Written instruction
Go through the material below and count the lines with the string "React"; the number is the whole answer.

Stored data
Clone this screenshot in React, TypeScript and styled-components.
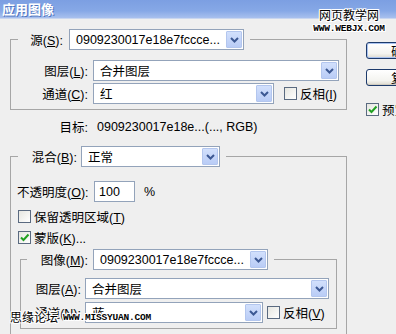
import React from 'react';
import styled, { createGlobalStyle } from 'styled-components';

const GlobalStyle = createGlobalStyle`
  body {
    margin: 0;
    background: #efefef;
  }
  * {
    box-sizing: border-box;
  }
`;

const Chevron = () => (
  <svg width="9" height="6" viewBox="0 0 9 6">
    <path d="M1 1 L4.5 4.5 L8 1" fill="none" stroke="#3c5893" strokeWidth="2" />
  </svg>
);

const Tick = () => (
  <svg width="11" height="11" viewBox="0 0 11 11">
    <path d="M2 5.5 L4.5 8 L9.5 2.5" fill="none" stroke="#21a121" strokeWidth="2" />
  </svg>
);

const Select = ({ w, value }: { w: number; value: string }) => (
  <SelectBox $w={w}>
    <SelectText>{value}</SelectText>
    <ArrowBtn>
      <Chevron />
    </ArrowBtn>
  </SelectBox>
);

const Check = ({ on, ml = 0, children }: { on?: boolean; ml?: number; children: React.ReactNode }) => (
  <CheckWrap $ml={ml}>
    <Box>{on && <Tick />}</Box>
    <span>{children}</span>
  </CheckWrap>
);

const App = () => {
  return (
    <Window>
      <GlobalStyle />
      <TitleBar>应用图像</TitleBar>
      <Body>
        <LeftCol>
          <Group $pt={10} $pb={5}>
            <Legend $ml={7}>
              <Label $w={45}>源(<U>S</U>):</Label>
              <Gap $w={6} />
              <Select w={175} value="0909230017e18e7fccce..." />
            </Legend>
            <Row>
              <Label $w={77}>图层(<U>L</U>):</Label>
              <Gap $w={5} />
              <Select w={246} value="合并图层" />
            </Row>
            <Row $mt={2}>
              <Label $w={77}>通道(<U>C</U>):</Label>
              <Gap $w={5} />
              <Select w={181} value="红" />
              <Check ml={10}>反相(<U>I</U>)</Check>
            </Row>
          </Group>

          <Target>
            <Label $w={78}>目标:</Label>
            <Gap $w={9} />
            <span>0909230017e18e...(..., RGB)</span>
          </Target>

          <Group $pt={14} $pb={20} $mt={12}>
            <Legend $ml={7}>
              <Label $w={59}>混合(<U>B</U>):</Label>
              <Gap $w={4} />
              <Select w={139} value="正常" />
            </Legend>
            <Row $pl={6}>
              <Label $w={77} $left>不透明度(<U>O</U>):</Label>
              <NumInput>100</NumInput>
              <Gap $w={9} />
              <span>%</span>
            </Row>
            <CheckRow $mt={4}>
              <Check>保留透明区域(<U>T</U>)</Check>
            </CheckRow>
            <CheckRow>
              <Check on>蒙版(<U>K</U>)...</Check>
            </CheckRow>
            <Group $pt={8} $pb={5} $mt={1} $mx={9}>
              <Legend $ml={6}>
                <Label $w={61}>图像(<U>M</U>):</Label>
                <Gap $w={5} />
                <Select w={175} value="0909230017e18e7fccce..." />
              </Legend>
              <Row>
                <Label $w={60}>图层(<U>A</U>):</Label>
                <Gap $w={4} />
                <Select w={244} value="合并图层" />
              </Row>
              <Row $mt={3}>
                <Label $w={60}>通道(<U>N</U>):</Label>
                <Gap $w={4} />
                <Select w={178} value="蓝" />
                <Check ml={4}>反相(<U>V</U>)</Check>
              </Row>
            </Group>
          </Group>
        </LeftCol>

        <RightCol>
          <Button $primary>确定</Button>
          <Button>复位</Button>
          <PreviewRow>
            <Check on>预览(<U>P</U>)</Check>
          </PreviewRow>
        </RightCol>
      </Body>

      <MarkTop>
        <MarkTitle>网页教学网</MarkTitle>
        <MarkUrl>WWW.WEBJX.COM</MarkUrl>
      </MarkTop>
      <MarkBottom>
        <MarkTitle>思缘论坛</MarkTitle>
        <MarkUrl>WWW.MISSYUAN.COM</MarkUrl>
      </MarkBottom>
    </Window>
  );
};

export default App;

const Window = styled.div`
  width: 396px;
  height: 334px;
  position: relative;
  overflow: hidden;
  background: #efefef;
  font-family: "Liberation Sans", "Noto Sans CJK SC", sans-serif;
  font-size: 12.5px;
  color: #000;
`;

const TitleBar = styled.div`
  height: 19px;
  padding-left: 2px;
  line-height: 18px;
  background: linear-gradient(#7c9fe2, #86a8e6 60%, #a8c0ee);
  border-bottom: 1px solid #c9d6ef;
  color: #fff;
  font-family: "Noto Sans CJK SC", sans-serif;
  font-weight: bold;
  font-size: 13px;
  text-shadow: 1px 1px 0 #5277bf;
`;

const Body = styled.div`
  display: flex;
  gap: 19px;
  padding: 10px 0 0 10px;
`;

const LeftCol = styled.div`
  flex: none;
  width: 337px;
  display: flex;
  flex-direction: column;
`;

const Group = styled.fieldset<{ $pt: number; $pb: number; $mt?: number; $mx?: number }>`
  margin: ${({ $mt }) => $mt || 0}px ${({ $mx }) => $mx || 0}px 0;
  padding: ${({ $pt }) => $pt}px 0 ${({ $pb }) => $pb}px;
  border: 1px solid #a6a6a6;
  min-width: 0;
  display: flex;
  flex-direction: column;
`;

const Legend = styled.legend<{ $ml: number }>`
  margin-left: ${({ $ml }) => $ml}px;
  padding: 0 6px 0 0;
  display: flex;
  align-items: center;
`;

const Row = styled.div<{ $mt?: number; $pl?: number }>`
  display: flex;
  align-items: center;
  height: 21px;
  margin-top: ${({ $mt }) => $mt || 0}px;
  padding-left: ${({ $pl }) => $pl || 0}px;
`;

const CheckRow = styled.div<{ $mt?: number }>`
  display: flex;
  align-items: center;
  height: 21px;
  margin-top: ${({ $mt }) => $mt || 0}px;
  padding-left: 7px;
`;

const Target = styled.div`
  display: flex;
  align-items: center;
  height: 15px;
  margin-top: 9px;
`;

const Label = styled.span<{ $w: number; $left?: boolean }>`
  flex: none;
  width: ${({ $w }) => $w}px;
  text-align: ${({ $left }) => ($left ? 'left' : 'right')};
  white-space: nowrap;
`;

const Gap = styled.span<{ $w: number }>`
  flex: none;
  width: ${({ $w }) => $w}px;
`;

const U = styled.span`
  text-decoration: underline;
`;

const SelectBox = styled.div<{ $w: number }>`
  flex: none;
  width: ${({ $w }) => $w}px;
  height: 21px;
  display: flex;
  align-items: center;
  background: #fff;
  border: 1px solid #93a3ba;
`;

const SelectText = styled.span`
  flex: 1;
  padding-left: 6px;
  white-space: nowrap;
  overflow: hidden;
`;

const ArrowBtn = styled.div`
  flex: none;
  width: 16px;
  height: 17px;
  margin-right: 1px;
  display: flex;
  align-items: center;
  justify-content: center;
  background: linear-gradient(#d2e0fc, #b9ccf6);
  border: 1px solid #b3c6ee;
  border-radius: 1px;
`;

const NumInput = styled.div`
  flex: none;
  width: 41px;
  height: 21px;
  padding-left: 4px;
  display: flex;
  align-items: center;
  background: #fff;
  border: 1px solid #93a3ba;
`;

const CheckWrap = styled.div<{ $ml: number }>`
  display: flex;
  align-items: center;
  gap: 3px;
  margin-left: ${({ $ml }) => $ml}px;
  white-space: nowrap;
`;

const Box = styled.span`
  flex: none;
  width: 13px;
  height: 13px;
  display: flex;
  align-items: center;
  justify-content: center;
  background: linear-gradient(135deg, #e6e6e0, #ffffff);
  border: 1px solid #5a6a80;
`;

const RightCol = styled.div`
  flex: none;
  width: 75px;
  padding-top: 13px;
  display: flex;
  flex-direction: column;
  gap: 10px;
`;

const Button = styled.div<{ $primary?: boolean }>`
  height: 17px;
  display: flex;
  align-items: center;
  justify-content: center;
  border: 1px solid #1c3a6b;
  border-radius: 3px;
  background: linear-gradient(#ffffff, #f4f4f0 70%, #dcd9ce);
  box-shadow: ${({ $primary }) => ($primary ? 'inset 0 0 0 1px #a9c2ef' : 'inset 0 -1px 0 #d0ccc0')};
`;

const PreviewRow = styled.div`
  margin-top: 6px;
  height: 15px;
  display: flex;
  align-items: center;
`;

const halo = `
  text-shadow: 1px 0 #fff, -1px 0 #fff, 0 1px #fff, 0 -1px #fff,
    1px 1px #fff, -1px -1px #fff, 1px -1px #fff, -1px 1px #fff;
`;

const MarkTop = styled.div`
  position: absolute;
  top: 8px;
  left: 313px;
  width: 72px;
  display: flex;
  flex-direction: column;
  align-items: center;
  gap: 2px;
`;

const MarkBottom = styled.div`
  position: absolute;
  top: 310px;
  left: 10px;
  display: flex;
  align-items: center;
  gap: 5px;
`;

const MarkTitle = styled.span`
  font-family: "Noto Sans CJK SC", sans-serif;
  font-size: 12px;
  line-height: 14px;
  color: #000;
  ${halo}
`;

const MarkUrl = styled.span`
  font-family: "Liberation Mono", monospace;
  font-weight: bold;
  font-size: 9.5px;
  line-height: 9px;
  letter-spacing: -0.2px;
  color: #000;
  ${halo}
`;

---

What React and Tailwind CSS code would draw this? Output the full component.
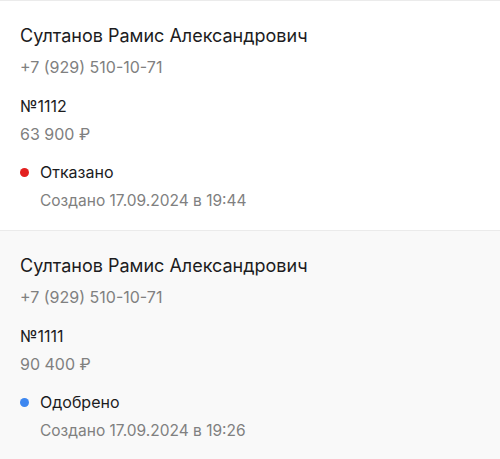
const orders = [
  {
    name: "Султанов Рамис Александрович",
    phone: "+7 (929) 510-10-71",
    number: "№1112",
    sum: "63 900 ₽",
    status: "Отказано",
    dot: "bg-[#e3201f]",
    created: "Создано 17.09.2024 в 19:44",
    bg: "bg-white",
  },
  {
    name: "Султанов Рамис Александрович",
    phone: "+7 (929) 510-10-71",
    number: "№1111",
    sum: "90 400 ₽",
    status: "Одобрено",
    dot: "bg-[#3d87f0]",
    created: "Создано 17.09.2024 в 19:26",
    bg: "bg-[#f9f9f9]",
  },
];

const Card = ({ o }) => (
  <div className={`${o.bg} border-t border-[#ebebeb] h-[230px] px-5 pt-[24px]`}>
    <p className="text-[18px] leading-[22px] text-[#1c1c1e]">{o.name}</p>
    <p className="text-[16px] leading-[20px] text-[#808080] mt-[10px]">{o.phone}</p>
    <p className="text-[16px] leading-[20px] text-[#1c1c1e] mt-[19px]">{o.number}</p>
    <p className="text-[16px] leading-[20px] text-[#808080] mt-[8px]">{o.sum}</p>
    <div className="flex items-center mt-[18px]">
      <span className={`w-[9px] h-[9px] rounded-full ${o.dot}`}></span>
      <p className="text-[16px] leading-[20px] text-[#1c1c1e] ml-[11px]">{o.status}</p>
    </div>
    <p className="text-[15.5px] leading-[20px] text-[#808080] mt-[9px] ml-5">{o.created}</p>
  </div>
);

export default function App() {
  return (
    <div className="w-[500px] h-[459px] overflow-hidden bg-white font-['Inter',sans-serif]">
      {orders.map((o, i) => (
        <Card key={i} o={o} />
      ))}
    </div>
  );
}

* * *

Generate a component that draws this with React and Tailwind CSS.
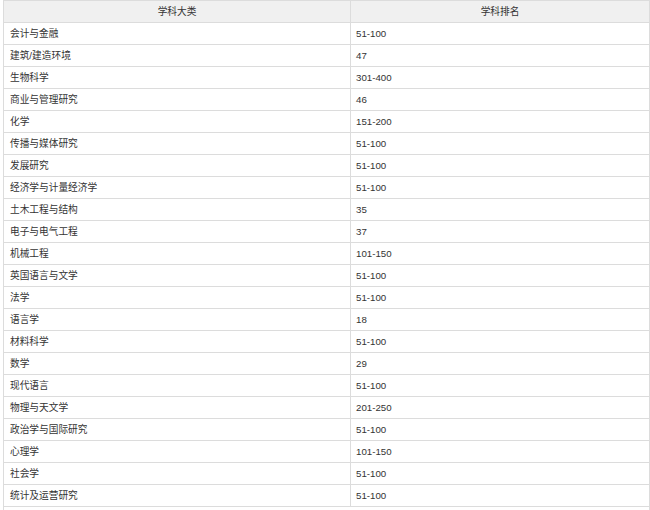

Exercise solution
5